Find each line holding "index" and copy it out.

++++

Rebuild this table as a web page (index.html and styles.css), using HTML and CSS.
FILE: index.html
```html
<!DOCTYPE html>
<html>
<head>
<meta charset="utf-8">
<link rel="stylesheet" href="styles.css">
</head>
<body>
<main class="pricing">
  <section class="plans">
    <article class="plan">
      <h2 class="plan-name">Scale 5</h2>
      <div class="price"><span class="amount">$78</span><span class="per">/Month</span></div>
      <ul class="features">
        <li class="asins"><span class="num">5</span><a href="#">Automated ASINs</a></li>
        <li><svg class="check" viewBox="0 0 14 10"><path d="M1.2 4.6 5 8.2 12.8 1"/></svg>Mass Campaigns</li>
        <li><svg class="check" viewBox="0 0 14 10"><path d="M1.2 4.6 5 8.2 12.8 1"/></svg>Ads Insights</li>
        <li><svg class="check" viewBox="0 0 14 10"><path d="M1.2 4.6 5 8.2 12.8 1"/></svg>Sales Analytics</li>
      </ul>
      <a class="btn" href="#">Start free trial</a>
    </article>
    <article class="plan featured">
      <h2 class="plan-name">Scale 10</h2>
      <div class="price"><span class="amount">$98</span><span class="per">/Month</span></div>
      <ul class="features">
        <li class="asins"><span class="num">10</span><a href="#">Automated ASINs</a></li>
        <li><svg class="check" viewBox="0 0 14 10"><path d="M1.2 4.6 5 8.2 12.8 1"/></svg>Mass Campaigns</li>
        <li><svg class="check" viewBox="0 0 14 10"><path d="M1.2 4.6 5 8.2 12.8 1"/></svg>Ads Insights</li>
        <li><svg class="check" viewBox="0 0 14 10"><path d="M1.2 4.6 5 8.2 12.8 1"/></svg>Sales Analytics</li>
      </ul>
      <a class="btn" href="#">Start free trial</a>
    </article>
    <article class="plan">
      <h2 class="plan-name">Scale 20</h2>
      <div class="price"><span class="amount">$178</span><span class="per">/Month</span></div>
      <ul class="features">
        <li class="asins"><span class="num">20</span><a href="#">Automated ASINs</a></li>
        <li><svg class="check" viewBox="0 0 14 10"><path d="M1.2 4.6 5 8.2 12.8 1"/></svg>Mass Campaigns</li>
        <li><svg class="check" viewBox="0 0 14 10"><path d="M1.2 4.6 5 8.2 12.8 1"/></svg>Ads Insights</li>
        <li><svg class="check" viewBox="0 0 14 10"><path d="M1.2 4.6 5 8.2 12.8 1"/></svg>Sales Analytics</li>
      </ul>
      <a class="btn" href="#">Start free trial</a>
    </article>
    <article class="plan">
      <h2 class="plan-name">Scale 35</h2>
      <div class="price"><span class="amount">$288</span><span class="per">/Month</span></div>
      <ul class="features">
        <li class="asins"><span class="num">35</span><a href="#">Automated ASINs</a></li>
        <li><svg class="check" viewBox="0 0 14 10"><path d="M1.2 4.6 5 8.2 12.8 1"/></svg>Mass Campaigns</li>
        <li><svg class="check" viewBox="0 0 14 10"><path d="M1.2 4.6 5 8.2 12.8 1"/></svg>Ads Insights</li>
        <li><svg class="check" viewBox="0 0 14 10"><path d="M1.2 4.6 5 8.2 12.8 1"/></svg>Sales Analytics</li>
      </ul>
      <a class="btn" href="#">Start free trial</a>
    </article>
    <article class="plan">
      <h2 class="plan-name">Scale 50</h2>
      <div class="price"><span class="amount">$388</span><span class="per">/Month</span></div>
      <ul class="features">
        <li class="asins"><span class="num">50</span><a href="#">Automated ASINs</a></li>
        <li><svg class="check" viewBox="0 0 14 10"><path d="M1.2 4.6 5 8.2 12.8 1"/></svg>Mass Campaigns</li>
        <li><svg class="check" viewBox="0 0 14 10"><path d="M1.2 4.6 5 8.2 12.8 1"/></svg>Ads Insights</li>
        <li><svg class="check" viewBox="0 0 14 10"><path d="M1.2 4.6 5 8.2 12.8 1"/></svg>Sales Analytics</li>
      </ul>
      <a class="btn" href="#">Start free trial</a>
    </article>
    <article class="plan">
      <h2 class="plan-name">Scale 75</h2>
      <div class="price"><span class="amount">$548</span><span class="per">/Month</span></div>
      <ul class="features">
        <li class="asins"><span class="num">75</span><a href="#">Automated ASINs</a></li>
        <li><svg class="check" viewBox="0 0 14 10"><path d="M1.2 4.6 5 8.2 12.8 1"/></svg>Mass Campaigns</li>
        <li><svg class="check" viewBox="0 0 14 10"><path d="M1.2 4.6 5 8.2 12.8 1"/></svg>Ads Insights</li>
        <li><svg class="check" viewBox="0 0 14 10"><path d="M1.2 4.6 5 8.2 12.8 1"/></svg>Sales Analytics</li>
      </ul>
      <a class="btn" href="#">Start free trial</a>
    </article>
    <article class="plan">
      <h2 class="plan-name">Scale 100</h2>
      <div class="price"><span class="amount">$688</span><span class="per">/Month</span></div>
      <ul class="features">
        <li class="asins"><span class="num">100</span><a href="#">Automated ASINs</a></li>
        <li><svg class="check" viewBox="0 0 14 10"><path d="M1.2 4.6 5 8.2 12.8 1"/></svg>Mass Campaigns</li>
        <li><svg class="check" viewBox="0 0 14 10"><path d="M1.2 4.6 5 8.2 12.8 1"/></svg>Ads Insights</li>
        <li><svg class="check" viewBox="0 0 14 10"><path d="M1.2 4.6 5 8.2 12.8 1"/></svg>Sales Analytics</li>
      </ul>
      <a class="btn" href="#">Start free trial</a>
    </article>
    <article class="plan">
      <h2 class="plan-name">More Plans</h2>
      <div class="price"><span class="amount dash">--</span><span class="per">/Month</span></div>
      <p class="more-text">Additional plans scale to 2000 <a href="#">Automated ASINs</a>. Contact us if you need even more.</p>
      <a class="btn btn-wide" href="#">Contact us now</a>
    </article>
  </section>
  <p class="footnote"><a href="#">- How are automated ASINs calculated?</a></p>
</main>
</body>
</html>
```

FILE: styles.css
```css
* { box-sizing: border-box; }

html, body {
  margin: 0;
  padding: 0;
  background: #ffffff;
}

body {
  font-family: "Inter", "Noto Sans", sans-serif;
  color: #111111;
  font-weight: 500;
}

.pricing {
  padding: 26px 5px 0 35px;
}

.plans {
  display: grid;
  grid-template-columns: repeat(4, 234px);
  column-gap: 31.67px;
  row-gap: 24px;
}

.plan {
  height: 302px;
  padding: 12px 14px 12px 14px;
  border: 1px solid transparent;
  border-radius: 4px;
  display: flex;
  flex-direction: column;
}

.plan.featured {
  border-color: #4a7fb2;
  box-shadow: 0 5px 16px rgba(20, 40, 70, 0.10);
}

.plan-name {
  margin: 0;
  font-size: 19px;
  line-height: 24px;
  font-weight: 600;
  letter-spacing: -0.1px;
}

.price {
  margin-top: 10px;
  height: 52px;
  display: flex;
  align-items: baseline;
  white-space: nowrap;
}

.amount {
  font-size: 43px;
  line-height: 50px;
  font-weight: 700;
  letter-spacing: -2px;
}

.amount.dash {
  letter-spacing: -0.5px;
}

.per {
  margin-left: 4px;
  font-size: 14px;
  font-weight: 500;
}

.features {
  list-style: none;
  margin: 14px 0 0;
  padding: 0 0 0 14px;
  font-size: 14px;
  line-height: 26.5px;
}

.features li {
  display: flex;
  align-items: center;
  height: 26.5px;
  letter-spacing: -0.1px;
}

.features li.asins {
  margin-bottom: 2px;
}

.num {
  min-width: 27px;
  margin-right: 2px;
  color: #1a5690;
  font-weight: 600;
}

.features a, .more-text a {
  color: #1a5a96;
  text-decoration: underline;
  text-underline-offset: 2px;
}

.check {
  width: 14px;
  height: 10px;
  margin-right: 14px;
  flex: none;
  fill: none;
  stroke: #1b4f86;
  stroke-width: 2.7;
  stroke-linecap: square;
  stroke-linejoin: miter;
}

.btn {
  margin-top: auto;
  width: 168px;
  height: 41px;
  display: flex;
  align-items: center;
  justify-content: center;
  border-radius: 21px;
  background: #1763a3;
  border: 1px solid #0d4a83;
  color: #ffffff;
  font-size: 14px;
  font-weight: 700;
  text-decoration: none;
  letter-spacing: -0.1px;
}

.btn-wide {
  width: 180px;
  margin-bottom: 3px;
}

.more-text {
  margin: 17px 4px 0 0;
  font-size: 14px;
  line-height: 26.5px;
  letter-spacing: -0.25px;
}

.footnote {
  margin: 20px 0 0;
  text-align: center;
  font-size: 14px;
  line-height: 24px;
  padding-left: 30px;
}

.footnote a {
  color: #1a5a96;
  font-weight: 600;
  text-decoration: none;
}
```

++++

SOLVED EXERCISE:
Rebuild this table as a web page (index.html and styles.css), using HTML and CSS.
FILE: index.html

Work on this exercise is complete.